10. The challenge of the appellant in the writ petition against the order of the designated judge is based on the following facts:
(i) The contract between the parties was executed before the Act came into force, hence, the act does not apply;
(ii) Dispute is a stale one having arisen nearly 20 years ago;
(iii) Clause 23 of the agreement contemplates the adjudication of a dispute by a company arbitrator.
(iv) No person other than an arbitrator nominated in clause 23 of the argument has any jurisdiction to entertain the disputes.

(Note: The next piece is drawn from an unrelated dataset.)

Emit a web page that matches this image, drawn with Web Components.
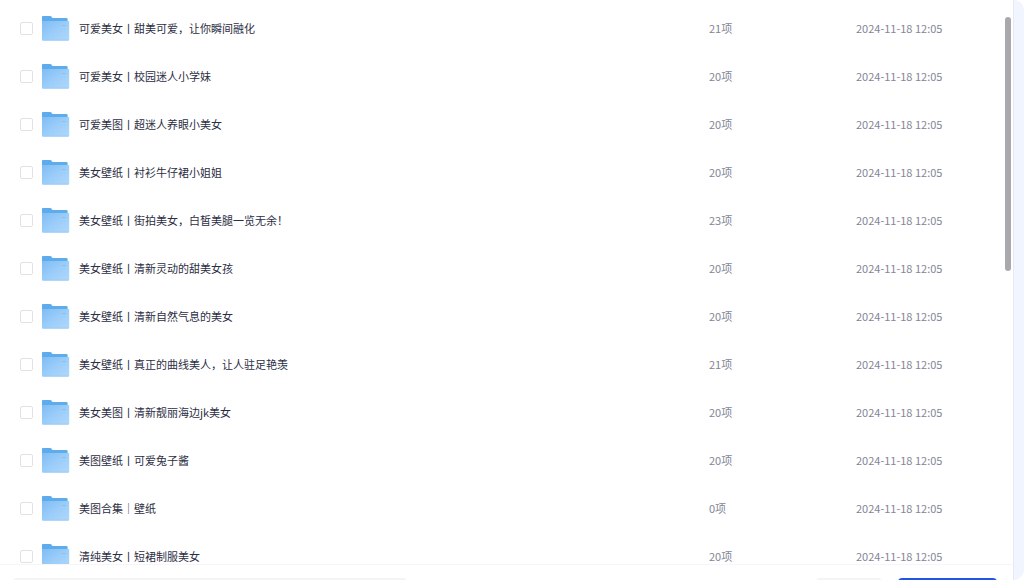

11. All these grounds of attack, in our opinion, can very well be raised before the arbitrator appointed by the designated judge, hence, on the facts of the case, we find the writ petition, of the appellant was liable to be dismissed by the High Court. For this reason, we do not think it appropriate to remand the matter to the High Court. Therefore, we dismiss this appeal permitting the appellant to raise all its contentions before the arbitrator appointed by the designated judge.
C.A.No. 5314 / 2003 ( Arising out of SLP(C) No. 592/2003)
12. Leave granted .
13. Heard learned counsel for the parties.
14. The issues involved in this appeal both on facts and in law being identical with the issues involved in the C.A.No.5313/2003 @ SLP(C) No. 478/2003, this appeal is also liable to be dismissed for the reasons mentioned in the said civil appeal. The appeal is dismissed. No costs.